Last year, Artur Sa of the University of Tras-os-Montes and Alto Douro and a team of colleagues unearthed a slew of similar giants between 50 and 70 centimeters (19.7 and 27.6 inches) long in a slate quarry in Arouca, Portugal.

They also found two fossilized tail sections which they believe belonged to 90 centimeter (35.4 inch)-long animals, the biggest in the world.

"Normally trilobites in the Iberian Peninsula and throughout Spain don't get bigger than 10 centimeters (3.9 inches) long," Sa said. "In the quarry, they are normally above 30 centimeters in length."

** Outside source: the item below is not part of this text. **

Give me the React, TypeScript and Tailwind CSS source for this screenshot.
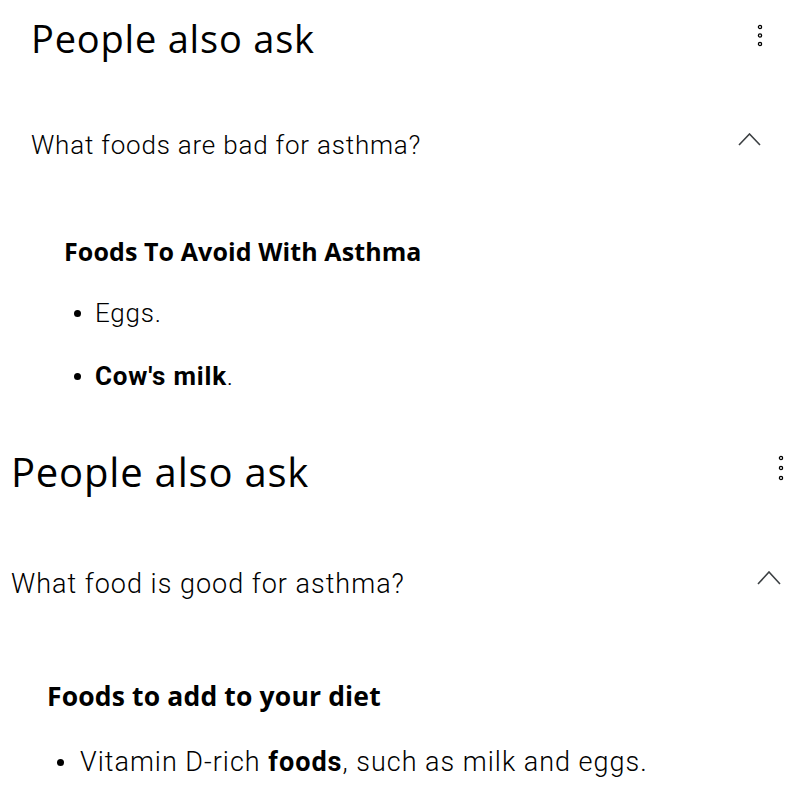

Uber sized! 3 ft 'bites. Nice!


Giant trilobites and trilobite clusters from the Ordovician of Portugal
Juan C. Gutiérrez-Marco1, Artur A. Sá2,*, Diego C. García-Bellido1, Isabel Rábano3 and Manuel Valério4

1Departamento de Paleontología, Instituto de Geología Económica (CSIC-UCM), Facultad de Ciencias Geológicas, 28040 Madrid, Spain
2Departamento de Geologia, Universidade de Trás-os-Montes e Alto Douro, 5001-801 Vila Real, Portugal; and Centro de Geociências da Universidade de Coimbra, 3000-272 Coimbra, Portugal
3Museo Geominero–IGME, Ríos Rosas 23, 28003 Madrid, Spain
4Centro de Interpretação Geológica de Canelas, 4450-252 Canelas, Portugal


Large quarrying surfaces of roofing slate in the Arouca Geopark (northern Portugal), formed under oxygen-depleted conditions, have yielded a unique Ordovician fossil lagerstätte that reveals new information on the social behavior of trilobites. It provides several of the world's largest trilobite specimens (some reaching 70 cm), showing evidence of possible polar gigantism in six different species, as well as numerous examples of monotaxic and polytaxic size-segregated autochthonous trilobite clusters, some of which contain as many as 1000 specimens. These reveal a very diverse social behavior, which includes temporary refuge from predation and synchronous molting and reproduction, demonstrated for the first time in five contemporary families of three different trilobite orders from a single formation.

Link to the paper.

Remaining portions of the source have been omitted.